→ Supplied records

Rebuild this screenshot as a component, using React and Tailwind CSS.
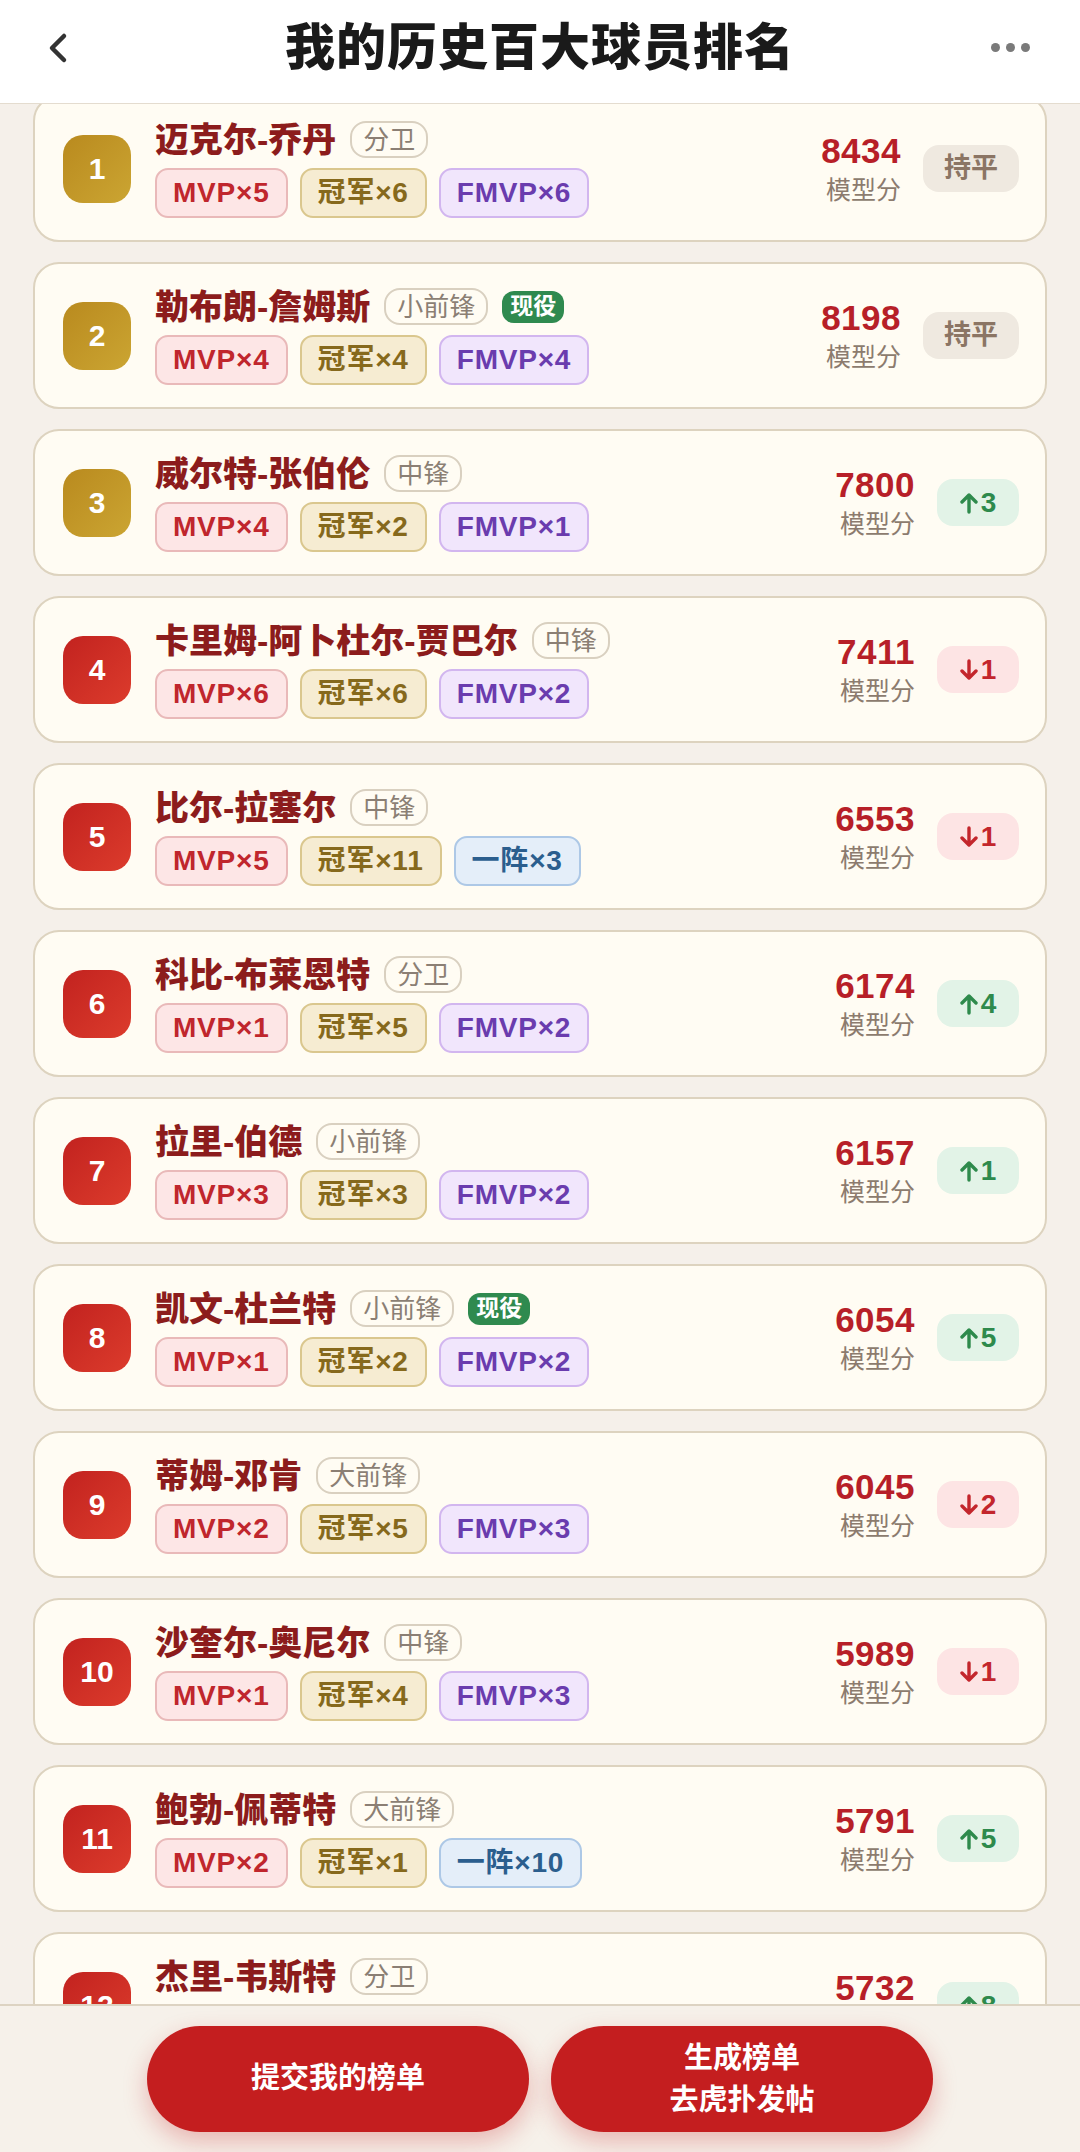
import React from 'react';

const PLAYERS = [
  { rank: 1, name: '迈克尔-乔丹', pos: '分卫', tags: [['mvp', 'MVP×5'], ['champ', '冠军×6'], ['fmvp', 'FMVP×6']], score: 8434, change: 'flat' },
  { rank: 2, name: '勒布朗-詹姆斯', pos: '小前锋', active: true, tags: [['mvp', 'MVP×4'], ['champ', '冠军×4'], ['fmvp', 'FMVP×4']], score: 8198, change: 'flat' },
  { rank: 3, name: '威尔特-张伯伦', pos: '中锋', tags: [['mvp', 'MVP×4'], ['champ', '冠军×2'], ['fmvp', 'FMVP×1']], score: 7800, change: 3 },
  { rank: 4, name: '卡里姆-阿卜杜尔-贾巴尔', pos: '中锋', tags: [['mvp', 'MVP×6'], ['champ', '冠军×6'], ['fmvp', 'FMVP×2']], score: 7411, change: -1 },
  { rank: 5, name: '比尔-拉塞尔', pos: '中锋', tags: [['mvp', 'MVP×5'], ['champ', '冠军×11'], ['team', '一阵×3']], score: 6553, change: -1 },
  { rank: 6, name: '科比-布莱恩特', pos: '分卫', tags: [['mvp', 'MVP×1'], ['champ', '冠军×5'], ['fmvp', 'FMVP×2']], score: 6174, change: 4 },
  { rank: 7, name: '拉里-伯德', pos: '小前锋', tags: [['mvp', 'MVP×3'], ['champ', '冠军×3'], ['fmvp', 'FMVP×2']], score: 6157, change: 1 },
  { rank: 8, name: '凯文-杜兰特', pos: '小前锋', active: true, tags: [['mvp', 'MVP×1'], ['champ', '冠军×2'], ['fmvp', 'FMVP×2']], score: 6054, change: 5 },
  { rank: 9, name: '蒂姆-邓肯', pos: '大前锋', tags: [['mvp', 'MVP×2'], ['champ', '冠军×5'], ['fmvp', 'FMVP×3']], score: 6045, change: -2 },
  { rank: 10, name: '沙奎尔-奥尼尔', pos: '中锋', tags: [['mvp', 'MVP×1'], ['champ', '冠军×4'], ['fmvp', 'FMVP×3']], score: 5989, change: -1 },
  { rank: 11, name: '鲍勃-佩蒂特', pos: '大前锋', tags: [['mvp', 'MVP×2'], ['champ', '冠军×1'], ['team', '一阵×10']], score: 5791, change: 5 },
  { rank: 12, name: '杰里-韦斯特', pos: '分卫', tags: [['champ', '冠军×1'], ['fmvp', 'FMVP×1'], ['team', '一阵×10']], score: 5732, change: 8 },
];

const TAG_STYLES = {
  mvp:   'bg-[#fde6e6] border-[#e9b9b9] text-[#c0262d]',
  champ: 'bg-[#f6ecd2] border-[#dac78e] text-[#86691c]',
  fmvp:  'bg-[#f1e6fc] border-[#d2b6ef] text-[#6a3cae]',
  team:  'bg-[#e4eef9] border-[#adc8e6] text-[#2b5e8e]',
};

const FONT = { fontFamily: '"Liberation Sans", "Noto Sans CJK SC", sans-serif' };

export default function App() {
  return (
    <div className="relative h-screen overflow-hidden bg-[#f5f0ea]" style={FONT}>
      {/* Header */}
      <div className="fixed top-0 inset-x-0 z-10 h-[104px] pb-[8px] bg-white border-b border-[#e4dccf] flex items-center justify-between px-[40px]">
        <svg width="30" height="36" viewBox="0 0 30 36" className="ml-[4px]">
          <path d="M20 6 L8 18 L20 30" fill="none" stroke="#333" strokeWidth="4.5" strokeLinecap="round" strokeLinejoin="round" />
        </svg>
        <h1 className="absolute left-1/2 top-[23px] -translate-x-1/2 text-[50px] font-black text-[#1a1a1a] tracking-[1px] leading-none whitespace-nowrap">
          我的历史百大球员排名
        </h1>
        <div className="flex items-center gap-[6px] mr-[10px]">
          <span className="w-[9px] h-[9px] rounded-full bg-[#7a7a7a]" />
          <span className="w-[9px] h-[9px] rounded-full bg-[#7a7a7a]" />
          <span className="w-[9px] h-[9px] rounded-full bg-[#7a7a7a]" />
        </div>
      </div>

      {/* List */}
      <div className="pt-[95px] px-[33px] flex flex-col gap-[20px]">
        {PLAYERS.map(p => <PlayerCard key={p.rank} p={p} />)}
      </div>

      {/* Bottom actions */}
      <div className="fixed bottom-0 inset-x-0 z-10 h-[148px] bg-[#f6f1ea] border-t-2 border-[#ddd3c2] flex items-center justify-center gap-[22px]">
        <button className="w-[382px] h-[106px] rounded-full bg-[#c41e1f] text-white text-[29px] font-bold shadow-[0_10px_24px_rgba(196,30,31,0.28)]">
          提交我的榜单
        </button>
        <button className="w-[382px] h-[106px] rounded-full bg-[#c41e1f] text-white text-[29px] font-bold leading-[42px] shadow-[0_10px_24px_rgba(196,30,31,0.28)]">
          生成榜单<br />去虎扑发帖
        </button>
      </div>
    </div>
  );
}

function PlayerCard({ p }) {
  const gold = p.rank <= 3;
  return (
    <div className="h-[147px] shrink-0 rounded-[26px] border-2 border-[#ddd3bf] bg-[#fffcf3] flex items-center pl-[28px] pr-[26px]">
      <div className={`w-[68px] h-[68px] shrink-0 rounded-[20px] flex items-center justify-center text-white text-[30px] font-bold bg-linear-to-br ${gold ? 'from-[#b98a1e] to-[#cba532]' : 'from-[#c2221f] to-[#dc3b2c]'}`}>
        {p.rank}
      </div>

      <div className="flex-1 min-w-0 ml-[24px] flex flex-col gap-[8px]">
        <div className="flex items-center gap-[14px] h-[40px]">
          <span className="text-[34px] font-black text-[#8c1c1c] leading-none whitespace-nowrap">{p.name}</span>
          <span className="h-[37px] px-[11px] rounded-[16px] border-2 border-[#d9d0c0] text-[26px] text-[#8b7f74] flex items-center leading-none">
            {p.pos}
          </span>
          {p.active && (
            <span className="h-[32px] px-[8px] rounded-[12px] bg-[#2f8a4f] text-white text-[23px] font-bold flex items-center leading-none">
              现役
            </span>
          )}
        </div>
        <div className="flex items-center gap-[12px]">
          {p.tags.map(([kind, label]) => (
            <span key={label} className={`h-[50px] px-[16px] rounded-[13px] border-2 text-[28px] font-bold tracking-[0.8px] flex items-center leading-none ${TAG_STYLES[kind]}`}>
              {label}
            </span>
          ))}
        </div>
      </div>

      <div className="flex flex-col items-end shrink-0">
        <span className="text-[35px] font-bold text-[#b71f28] leading-[42px] tracking-[0.5px]">{p.score}</span>
        <span className="text-[25px] text-[#8c7b6e] leading-[36px]">模型分</span>
      </div>

      <ChangeBadge change={p.change} />
    </div>
  );
}

function ChangeBadge({ change }) {
  if (change === 'flat') {
    return (
      <div className="ml-[22px] w-[96px] h-[47px] shrink-0 rounded-[16px] bg-[#efe9e0] text-[#8b7564] text-[27px] font-bold flex items-center justify-center">
        持平
      </div>
    );
  }
  const up = change > 0;
  return (
    <div className={`ml-[22px] w-[82px] h-[47px] shrink-0 rounded-[16px] text-[28px] font-bold flex items-center justify-center gap-[3px] ${up ? 'bg-[#e2f3e7] text-[#2e8a4c]' : 'bg-[#fde4e4] text-[#c3262c]'}`}>
      <svg width="18" height="22" viewBox="0 0 18 22" className={up ? '' : 'rotate-180'}>
        <path d="M9 20 V3 M2 10 L9 3 L16 10" fill="none" stroke="currentColor" strokeWidth="3.4" strokeLinecap="round" strokeLinejoin="round" />
      </svg>
      <span>{Math.abs(change)}</span>
    </div>
  );
}
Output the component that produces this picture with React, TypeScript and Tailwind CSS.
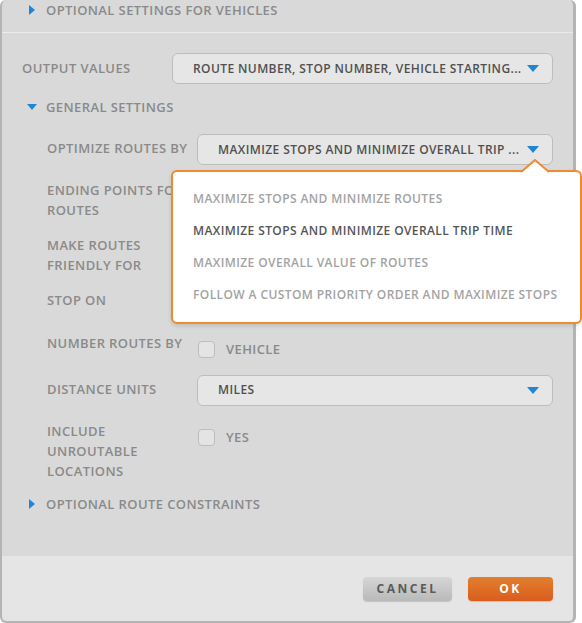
import React from 'react';

const font = { fontFamily: '"Open Sans", "Liberation Sans", sans-serif' };

function Caret() {
  return (
    <svg width="12" height="7" viewBox="0 0 12 7" className="shrink-0">
      <path d="M0 0 L12 0 L6 7 Z" fill="#1f86d6" />
    </svg>
  );
}

function RightTri() {
  return (
    <svg width="6" height="10" viewBox="0 0 6 10" className="shrink-0">
      <path d="M0 0 L6 5 L0 10 Z" fill="#1f86d6" />
    </svg>
  );
}

function DownTri() {
  return (
    <svg width="10" height="6" viewBox="0 0 10 6" className="shrink-0">
      <path d="M0 0 L10 0 L5 6 Z" fill="#1f86d6" />
    </svg>
  );
}

function Select({ value, width }: { value: string; width: string }) {
  return (
    <div
      className={`${width} h-[31px] flex items-center justify-between pl-[20px] pr-[13px] rounded-md border border-[#bdbdbd] bg-[#e6e6e6] text-[12px] font-semibold tracking-[0.4px] text-[#505050] whitespace-nowrap`}
    >
      <span>{value}</span>
      <Caret />
    </div>
  );
}

function Checkbox({ label }: { label: string }) {
  return (
    <div className="flex items-center gap-[11px]">
      <div className="w-[17px] h-[17px] rounded-[4px] border border-[#bdbdbd] bg-[#e4e4e4]" />
      <span className="text-[13px] font-semibold tracking-[0.4px] text-[#8a8a8a]">{label}</span>
    </div>
  );
}

const label = 'text-[13px] font-semibold tracking-[0.4px] text-[#8a8a8a] leading-[20px]';

export default function App() {
  return (
    <div className="w-[582px] h-[623px] bg-white" style={font}>
      <div className="relative w-[576px] h-[623px] flex flex-col bg-[#d9d9d9] rounded-md border-l-2 border-r-[3px] border-b-2 border-[#b4b4b4]">
        {/* top collapsed section */}
        <div className="flex items-center gap-[11px] pl-[27px] h-[20px] box-content pb-[12px] border-b border-[#ebebeb]">
          <RightTri />
          <span className={label}>OPTIONAL SETTINGS FOR VEHICLES</span>
        </div>

        <div className="flex-1 px-[20px]">
          {/* output values */}
          <div className="flex items-start mt-[20px]">
            <div className={`w-[150px] pt-[5px] ${label}`}>OUTPUT VALUES</div>
            <Select width="w-[381px]" value="ROUTE NUMBER, STOP NUMBER, VEHICLE STARTING..." />
          </div>

          <div className="flex items-center gap-[9px] pl-[5px] mt-[13px] h-[20px]">
            <DownTri />
            <span className={label}>GENERAL SETTINGS</span>
          </div>

          <div className="pl-[25px]">
            <div className="flex items-start mt-[17px]">
              <div className={`w-[150px] pt-[4px] whitespace-nowrap ${label}`}>OPTIMIZE ROUTES BY</div>
              <Select width="w-[356px]" value="MAXIMIZE STOPS AND MINIMIZE OVERALL TRIP ..." />
            </div>

            <div className={`mt-[15px] w-[150px] ${label}`}>
              ENDING POINTS FOR<br />ROUTES
            </div>

            <div className={`mt-[15px] w-[150px] ${label}`}>
              MAKE ROUTES<br />FRIENDLY FOR
            </div>

            <div className={`mt-[15px] w-[150px] ${label}`}>STOP ON</div>

            <div className="flex items-start mt-[23px]">
              <div className={`w-[151px] whitespace-nowrap ${label}`}>NUMBER ROUTES BY</div>
              <div className="pt-[7px]">
                <Checkbox label="VEHICLE" />
              </div>
            </div>

            <div className="flex items-start mt-[15px]">
              <div className={`w-[150px] pt-[4px] ${label}`}>DISTANCE UNITS</div>
              <Select width="w-[356px]" value="MILES" />
            </div>

            <div className="flex items-start mt-[15px]">
              <div className={`w-[151px] ${label}`}>
                INCLUDE<br />UNROUTABLE<br />LOCATIONS
              </div>
              <div className="pt-[7px]">
                <Checkbox label="YES" />
              </div>
            </div>
          </div>

          <div className="flex items-center gap-[11px] pl-[7px] mt-[13px] h-[20px]">
            <RightTri />
            <span className={label}>OPTIONAL ROUTE CONSTRAINTS</span>
          </div>
        </div>

        {/* footer */}
        <div className="h-[65px] bg-[#e5e5e5] flex items-start justify-end gap-[16px] pr-[20px] pt-[21px] rounded-b-md">
          <button className="w-[89px] h-[24px] rounded-[4px] bg-gradient-to-b from-[#d6d6d6] to-[#b9b9b9] text-[12px] font-bold tracking-[2.5px] text-[#5a5a5a] shadow-[0_1px_1px_rgba(0,0,0,0.15)]">
            CANCEL
          </button>
          <button className="w-[85px] h-[24px] rounded-[4px] bg-gradient-to-b from-[#e27f2e] to-[#d95c1d] text-[12px] font-bold tracking-[2.5px] text-white shadow-[0_1px_1px_rgba(0,0,0,0.15)]">
            OK
          </button>
        </div>

        {/* open dropdown list */}
        <div className="absolute left-[169px] top-[170px] w-[411px] h-[154px] bg-white border-2 border-[#f08a2c] rounded-md shadow-[0_2px_4px_rgba(0,0,0,0.12)] py-[11px] z-10">
          <svg width="28" height="14" viewBox="0 0 28 14" className="absolute left-[348px] top-[-13px]">
            <path d="M0 14 L14 1 L28 14 Z" fill="#ffffff" />
            <path d="M0 13 L14 1 L28 13" fill="none" stroke="#f08a2c" strokeWidth="2" />
          </svg>
          {[
            'MAXIMIZE STOPS AND MINIMIZE ROUTES',
            'MAXIMIZE STOPS AND MINIMIZE OVERALL TRIP TIME',
            'MAXIMIZE OVERALL VALUE OF ROUTES',
            'FOLLOW A CUSTOM PRIORITY ORDER AND MAXIMIZE STOPS',
          ].map((item, i) => (
            <div
              key={item}
              className={`h-[32px] flex items-center pl-[20px] text-[12px] font-semibold tracking-[0.4px] whitespace-nowrap ${
                i === 1 ? 'text-[#555555]' : 'text-[#a3a3a3]'
              }`}
            >
              {item}
            </div>
          ))}
        </div>
      </div>
    </div>
  );
}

→ Given instruction
Copy all lines from the data that hold the word "this".

→ Exercise response
Rebuild this screenshot as a component, using React and Tailwind CSS.
Output the component that produces this picture with React, TypeScript and Tailwind CSS.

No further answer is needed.